**Problem requirements**:
Looking at the listing, state how many of its lines contain the string "components". Write only the number.

**Interface markup and scripts**:
** BEGIN **

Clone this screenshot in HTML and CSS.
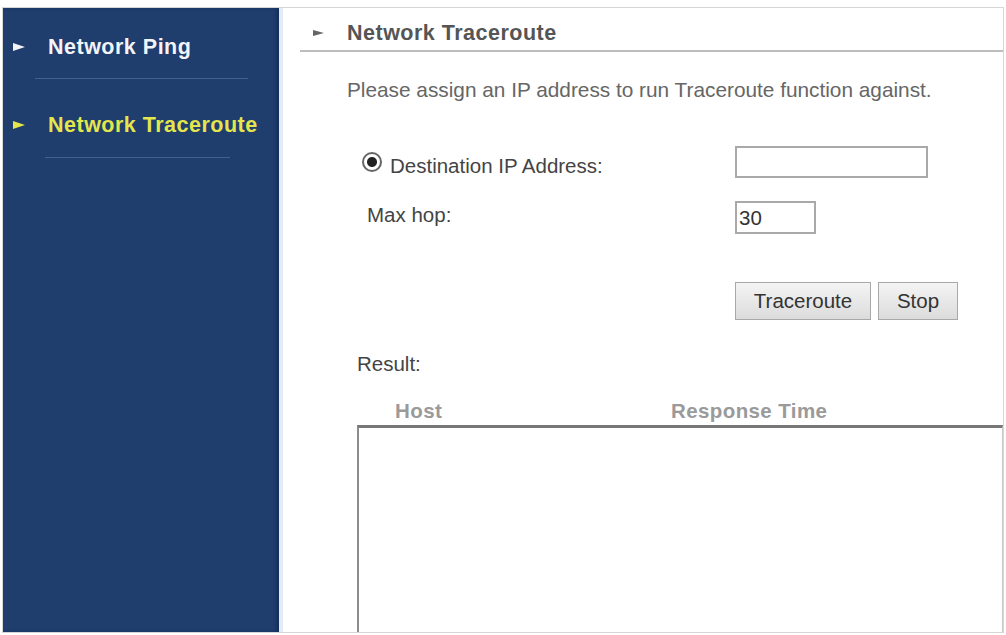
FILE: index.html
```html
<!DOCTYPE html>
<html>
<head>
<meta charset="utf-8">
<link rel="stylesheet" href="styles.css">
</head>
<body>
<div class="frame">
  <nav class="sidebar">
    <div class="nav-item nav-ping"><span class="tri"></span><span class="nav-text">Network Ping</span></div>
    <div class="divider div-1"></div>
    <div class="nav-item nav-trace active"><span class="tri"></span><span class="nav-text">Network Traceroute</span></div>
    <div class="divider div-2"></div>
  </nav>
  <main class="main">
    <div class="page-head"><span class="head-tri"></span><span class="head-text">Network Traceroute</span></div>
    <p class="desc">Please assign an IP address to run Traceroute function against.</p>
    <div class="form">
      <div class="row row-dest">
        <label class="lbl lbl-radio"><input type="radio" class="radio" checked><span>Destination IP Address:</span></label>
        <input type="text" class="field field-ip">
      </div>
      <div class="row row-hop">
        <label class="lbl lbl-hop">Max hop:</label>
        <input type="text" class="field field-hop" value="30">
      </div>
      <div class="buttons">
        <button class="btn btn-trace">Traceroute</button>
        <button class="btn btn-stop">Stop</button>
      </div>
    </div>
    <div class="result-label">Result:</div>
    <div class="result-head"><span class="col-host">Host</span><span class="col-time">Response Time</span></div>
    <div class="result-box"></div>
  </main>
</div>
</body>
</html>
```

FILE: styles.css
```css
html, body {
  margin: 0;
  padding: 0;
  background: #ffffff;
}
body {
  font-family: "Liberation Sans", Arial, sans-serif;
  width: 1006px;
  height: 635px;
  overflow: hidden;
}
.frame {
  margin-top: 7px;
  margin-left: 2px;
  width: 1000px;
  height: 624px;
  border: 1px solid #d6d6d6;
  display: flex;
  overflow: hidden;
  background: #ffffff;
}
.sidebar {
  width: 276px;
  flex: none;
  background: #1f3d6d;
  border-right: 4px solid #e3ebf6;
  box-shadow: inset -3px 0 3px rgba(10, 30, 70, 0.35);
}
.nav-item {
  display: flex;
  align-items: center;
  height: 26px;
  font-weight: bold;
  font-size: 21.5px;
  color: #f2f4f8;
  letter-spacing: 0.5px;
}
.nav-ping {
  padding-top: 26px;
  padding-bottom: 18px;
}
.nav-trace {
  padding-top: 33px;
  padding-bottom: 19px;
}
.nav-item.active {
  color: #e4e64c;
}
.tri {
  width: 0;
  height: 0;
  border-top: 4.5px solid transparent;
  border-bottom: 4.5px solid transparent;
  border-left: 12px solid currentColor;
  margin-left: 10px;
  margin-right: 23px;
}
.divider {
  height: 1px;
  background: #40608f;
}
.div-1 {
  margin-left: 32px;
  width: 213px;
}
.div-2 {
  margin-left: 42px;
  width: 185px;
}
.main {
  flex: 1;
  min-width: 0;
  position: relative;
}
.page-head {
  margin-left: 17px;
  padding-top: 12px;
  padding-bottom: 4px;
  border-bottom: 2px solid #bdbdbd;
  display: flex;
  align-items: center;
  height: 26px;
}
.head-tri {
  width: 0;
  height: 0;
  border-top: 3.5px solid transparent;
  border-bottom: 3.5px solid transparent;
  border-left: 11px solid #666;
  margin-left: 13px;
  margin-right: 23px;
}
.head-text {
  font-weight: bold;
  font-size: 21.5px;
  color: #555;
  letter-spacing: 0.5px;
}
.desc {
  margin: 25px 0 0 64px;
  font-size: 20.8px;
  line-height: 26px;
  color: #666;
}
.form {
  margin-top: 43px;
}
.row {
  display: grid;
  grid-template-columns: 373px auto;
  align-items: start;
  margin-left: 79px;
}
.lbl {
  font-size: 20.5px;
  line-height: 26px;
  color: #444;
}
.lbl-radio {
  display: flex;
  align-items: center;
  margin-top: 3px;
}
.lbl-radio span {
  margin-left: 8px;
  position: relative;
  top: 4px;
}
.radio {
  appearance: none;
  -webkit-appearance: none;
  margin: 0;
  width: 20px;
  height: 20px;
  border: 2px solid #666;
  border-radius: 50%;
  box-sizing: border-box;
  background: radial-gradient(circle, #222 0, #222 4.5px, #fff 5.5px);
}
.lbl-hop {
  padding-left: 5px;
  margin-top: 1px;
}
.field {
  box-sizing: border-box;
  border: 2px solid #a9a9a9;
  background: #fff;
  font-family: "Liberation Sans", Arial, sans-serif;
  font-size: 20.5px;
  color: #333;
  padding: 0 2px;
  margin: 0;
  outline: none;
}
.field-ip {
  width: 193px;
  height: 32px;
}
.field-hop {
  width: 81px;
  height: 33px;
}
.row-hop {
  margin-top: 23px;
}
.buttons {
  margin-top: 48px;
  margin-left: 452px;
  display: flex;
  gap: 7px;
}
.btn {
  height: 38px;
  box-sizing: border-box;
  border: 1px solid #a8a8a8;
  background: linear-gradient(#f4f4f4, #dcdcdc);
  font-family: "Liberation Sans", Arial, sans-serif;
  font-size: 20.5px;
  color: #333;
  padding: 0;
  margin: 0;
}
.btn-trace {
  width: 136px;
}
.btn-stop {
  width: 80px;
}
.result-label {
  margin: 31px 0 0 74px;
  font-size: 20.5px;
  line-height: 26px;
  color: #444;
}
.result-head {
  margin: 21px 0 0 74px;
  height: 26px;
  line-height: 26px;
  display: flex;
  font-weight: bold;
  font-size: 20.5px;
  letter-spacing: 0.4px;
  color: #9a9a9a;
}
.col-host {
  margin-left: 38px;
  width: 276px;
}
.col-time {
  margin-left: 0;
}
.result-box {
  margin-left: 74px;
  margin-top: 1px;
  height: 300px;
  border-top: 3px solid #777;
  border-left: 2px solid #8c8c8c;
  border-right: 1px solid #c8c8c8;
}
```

** END **
** BEGIN **

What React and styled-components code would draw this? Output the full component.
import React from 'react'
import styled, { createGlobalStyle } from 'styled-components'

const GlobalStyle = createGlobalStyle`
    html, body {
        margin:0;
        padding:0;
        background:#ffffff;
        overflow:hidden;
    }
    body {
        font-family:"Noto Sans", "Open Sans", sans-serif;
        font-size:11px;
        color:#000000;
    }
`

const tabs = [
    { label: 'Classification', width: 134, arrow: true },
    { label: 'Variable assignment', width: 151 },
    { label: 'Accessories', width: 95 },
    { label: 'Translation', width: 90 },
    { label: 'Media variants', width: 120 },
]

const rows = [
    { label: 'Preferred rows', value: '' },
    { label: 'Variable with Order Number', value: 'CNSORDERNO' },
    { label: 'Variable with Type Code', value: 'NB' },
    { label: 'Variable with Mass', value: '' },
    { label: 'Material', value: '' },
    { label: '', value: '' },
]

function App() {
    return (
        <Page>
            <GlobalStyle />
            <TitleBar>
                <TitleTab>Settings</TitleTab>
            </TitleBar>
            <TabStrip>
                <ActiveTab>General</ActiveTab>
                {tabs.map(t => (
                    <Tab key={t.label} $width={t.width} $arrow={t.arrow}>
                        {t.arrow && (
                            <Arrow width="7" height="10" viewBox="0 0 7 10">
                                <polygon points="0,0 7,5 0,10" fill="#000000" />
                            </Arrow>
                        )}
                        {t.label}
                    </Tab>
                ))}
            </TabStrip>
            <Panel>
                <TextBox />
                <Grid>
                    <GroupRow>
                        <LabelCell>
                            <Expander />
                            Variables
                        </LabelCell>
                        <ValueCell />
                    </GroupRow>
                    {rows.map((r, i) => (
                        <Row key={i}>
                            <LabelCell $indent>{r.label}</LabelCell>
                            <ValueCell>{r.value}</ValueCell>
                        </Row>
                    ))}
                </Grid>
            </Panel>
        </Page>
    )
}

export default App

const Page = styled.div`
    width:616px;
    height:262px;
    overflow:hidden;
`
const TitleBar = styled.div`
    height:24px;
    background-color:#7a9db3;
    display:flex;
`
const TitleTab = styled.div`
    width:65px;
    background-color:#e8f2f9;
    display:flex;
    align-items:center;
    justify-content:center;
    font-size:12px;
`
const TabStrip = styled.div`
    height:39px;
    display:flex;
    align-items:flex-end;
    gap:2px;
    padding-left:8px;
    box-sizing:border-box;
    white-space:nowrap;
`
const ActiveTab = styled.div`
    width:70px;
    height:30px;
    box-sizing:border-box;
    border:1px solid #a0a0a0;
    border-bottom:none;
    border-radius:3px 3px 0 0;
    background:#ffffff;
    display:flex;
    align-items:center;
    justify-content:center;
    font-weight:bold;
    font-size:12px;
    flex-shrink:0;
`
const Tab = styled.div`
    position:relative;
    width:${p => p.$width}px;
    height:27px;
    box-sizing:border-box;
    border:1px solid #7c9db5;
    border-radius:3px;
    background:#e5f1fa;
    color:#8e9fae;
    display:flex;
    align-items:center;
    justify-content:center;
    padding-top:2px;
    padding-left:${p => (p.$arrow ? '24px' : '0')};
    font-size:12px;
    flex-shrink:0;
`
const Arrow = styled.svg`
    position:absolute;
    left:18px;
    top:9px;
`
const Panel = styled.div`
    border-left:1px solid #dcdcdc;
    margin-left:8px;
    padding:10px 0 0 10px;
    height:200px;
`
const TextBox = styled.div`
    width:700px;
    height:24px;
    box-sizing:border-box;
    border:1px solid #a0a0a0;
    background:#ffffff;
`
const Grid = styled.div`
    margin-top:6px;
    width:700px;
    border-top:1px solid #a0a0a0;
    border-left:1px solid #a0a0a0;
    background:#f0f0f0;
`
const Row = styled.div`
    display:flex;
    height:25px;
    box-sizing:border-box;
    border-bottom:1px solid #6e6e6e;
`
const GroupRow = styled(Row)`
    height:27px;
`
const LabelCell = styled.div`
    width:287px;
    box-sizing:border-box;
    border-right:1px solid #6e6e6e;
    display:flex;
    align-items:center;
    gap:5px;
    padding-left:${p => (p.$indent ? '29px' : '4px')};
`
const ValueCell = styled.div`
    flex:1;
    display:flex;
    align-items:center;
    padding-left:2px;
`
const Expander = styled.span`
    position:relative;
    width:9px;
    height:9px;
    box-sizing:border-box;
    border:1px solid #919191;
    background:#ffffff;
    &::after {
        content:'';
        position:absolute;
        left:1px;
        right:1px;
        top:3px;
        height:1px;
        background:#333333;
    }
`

** END **

**Result of this task**:
2